■ **Raw data**
--- Start ---
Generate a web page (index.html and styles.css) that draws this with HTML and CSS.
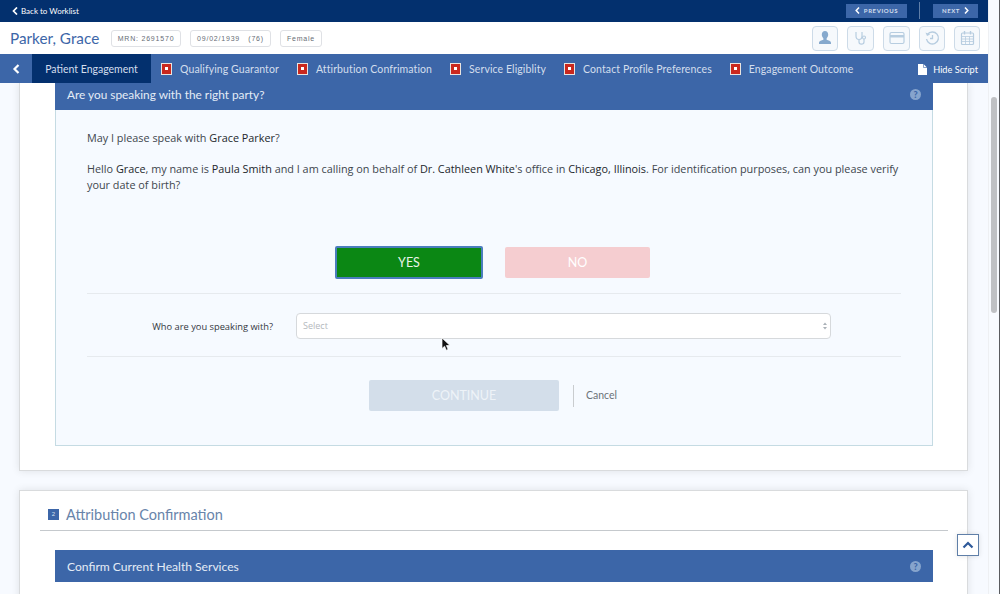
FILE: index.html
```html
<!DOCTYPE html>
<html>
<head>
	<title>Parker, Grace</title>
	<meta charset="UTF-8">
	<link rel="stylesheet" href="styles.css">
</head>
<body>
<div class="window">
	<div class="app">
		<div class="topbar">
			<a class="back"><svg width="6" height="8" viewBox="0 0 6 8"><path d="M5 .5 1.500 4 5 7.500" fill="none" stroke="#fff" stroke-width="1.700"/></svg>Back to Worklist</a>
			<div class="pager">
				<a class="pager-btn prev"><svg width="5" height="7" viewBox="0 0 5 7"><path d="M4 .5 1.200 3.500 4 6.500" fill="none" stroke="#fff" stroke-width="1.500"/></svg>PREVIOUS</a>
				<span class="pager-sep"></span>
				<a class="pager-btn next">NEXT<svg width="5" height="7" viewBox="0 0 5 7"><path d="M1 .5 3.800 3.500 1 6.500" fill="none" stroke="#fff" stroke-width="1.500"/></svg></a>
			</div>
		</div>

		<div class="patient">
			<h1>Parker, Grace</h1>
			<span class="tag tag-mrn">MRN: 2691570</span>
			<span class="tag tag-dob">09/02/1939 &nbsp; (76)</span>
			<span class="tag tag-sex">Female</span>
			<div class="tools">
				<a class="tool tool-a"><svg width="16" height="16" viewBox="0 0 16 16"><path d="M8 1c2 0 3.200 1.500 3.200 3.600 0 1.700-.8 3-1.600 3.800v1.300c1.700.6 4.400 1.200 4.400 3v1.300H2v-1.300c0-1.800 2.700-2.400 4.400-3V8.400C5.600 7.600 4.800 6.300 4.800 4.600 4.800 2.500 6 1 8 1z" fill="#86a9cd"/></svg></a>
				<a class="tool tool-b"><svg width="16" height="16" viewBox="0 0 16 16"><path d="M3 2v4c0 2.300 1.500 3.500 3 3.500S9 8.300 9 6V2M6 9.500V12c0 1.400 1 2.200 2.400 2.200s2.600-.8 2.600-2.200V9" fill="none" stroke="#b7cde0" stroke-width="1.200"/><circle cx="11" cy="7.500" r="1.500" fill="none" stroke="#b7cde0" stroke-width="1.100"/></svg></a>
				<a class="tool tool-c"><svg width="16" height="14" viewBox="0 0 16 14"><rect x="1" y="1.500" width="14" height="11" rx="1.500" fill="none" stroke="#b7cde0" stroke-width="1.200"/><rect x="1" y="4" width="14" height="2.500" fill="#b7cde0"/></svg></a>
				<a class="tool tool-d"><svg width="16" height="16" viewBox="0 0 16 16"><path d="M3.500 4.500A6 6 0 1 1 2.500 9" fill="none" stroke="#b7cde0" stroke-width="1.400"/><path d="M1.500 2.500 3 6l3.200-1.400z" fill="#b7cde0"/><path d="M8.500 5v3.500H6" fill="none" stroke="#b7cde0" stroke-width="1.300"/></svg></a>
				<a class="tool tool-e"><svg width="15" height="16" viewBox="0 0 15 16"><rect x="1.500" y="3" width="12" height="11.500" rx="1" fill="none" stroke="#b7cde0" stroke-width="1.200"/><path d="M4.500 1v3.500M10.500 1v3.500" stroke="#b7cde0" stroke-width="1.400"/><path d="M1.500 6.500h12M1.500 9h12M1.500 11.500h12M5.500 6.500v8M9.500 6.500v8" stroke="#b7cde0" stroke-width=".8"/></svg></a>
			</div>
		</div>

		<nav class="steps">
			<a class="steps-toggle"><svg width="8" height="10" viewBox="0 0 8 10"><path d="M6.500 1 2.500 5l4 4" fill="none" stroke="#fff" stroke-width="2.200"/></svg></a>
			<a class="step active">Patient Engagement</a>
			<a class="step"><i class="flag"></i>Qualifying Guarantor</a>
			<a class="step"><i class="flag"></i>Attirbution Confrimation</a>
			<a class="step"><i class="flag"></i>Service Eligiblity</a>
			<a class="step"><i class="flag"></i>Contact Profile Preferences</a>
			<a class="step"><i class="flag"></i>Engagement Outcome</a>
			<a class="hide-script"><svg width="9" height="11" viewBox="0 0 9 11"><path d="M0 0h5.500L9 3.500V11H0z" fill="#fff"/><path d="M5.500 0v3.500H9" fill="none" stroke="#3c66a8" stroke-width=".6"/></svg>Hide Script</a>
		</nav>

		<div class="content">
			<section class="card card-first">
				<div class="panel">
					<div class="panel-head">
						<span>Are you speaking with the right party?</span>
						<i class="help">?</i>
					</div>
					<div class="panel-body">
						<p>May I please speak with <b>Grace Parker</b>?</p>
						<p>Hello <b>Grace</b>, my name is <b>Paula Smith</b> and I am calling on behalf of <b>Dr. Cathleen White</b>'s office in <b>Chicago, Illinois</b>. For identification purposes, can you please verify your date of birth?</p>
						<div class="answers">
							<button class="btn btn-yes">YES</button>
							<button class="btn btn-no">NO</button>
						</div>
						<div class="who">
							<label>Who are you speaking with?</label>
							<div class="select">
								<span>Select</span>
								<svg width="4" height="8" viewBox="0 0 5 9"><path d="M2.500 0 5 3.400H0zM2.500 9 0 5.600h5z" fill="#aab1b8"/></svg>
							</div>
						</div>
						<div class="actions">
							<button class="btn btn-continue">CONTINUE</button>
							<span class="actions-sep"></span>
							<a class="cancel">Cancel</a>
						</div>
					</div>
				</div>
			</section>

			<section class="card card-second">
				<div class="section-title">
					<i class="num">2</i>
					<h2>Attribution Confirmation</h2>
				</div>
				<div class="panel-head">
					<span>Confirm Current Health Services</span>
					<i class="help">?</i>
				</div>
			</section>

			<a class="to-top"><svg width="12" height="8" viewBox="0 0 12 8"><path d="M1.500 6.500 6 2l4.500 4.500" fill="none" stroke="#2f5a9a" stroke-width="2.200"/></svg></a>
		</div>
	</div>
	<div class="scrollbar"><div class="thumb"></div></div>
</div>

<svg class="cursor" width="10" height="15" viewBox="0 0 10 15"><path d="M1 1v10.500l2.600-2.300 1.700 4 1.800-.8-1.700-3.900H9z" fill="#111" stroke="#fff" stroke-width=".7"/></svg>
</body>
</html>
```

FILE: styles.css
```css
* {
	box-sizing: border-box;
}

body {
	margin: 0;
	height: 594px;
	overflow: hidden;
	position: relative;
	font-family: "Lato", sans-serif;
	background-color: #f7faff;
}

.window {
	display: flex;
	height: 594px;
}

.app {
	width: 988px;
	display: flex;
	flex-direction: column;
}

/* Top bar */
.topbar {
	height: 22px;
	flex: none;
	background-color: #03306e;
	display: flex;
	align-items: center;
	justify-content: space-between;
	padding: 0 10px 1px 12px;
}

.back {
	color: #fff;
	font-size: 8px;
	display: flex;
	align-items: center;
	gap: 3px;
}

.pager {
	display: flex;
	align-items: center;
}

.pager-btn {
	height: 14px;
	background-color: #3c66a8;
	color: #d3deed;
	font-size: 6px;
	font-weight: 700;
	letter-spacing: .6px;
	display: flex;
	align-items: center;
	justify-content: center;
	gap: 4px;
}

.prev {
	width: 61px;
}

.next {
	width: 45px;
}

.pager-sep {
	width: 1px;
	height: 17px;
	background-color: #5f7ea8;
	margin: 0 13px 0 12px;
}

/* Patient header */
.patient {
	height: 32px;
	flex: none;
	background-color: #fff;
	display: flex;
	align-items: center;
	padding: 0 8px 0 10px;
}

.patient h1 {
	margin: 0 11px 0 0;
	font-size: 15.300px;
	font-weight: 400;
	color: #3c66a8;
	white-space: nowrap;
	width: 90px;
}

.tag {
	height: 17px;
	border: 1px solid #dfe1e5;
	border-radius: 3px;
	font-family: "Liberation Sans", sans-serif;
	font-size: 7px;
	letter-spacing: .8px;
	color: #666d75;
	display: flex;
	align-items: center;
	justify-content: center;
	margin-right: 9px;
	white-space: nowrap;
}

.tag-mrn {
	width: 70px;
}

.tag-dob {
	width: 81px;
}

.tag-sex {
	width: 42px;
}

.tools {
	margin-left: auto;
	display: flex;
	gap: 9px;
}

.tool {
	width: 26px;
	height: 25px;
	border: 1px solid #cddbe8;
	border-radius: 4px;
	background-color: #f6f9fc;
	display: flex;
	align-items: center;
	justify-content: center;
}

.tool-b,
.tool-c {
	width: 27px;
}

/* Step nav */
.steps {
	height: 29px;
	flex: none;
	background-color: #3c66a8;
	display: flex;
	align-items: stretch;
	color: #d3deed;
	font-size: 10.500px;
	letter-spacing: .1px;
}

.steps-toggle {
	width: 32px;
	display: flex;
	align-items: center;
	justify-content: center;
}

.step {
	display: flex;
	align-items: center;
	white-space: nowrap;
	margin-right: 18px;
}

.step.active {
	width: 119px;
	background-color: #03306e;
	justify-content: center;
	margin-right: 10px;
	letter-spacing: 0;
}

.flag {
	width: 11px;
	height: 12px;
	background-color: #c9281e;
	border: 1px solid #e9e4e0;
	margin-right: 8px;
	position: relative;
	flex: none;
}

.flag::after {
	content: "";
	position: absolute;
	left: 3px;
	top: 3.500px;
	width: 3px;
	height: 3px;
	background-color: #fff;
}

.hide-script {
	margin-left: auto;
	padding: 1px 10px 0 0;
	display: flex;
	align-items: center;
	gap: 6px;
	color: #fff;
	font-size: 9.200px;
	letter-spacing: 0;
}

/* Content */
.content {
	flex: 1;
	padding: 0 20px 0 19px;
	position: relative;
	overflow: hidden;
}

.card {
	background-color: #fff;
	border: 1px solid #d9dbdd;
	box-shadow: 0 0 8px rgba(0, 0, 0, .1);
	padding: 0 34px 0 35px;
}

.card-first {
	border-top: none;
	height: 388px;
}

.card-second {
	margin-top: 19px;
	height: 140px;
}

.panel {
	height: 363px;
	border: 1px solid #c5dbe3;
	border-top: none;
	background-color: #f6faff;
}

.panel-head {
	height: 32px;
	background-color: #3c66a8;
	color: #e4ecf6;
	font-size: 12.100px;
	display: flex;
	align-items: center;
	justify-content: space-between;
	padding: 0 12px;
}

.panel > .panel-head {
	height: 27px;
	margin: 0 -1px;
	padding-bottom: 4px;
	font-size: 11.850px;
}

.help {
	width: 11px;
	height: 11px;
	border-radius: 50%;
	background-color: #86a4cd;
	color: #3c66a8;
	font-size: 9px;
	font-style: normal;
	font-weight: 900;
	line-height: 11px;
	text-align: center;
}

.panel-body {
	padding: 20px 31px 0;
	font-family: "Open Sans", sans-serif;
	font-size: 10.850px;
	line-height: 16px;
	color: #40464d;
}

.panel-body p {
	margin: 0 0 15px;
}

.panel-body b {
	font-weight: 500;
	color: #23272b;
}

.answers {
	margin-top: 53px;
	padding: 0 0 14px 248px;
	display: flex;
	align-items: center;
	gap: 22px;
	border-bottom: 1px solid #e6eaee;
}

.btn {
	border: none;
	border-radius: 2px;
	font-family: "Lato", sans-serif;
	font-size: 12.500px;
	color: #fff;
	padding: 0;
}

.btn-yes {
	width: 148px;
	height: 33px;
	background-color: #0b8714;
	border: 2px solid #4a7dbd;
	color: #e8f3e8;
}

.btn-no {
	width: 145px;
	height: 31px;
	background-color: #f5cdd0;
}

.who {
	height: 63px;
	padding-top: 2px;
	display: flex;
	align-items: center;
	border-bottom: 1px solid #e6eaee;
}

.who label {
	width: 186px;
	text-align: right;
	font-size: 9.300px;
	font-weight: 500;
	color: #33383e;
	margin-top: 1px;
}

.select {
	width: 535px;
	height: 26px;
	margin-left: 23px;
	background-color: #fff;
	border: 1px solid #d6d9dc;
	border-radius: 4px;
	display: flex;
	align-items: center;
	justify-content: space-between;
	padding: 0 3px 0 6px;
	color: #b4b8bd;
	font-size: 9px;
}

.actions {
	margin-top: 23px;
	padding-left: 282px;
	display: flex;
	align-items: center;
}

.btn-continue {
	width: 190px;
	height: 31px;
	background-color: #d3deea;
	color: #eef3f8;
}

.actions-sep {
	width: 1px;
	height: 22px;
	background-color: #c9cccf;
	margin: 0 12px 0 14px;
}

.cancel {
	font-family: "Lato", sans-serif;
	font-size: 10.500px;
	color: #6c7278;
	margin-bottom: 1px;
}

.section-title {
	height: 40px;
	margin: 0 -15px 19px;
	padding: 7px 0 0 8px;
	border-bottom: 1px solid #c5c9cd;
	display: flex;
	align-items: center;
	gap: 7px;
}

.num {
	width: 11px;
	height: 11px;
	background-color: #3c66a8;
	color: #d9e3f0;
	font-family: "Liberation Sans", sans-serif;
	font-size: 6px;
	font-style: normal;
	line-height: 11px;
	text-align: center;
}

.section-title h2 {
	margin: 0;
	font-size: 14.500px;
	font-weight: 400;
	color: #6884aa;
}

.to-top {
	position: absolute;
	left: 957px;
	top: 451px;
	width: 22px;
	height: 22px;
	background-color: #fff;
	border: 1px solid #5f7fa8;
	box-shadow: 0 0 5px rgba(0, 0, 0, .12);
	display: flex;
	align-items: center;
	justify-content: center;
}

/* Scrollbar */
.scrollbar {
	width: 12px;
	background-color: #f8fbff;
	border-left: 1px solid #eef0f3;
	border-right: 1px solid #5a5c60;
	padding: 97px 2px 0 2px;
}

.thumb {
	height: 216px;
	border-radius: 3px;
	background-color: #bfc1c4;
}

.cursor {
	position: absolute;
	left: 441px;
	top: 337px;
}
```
--- End ---
List all lines where "styles" occurs.

Generate a web page (index.html and styles.css) that draws this with HTML and CSS.
	<link rel="stylesheet" href="styles.css">
FILE: styles.css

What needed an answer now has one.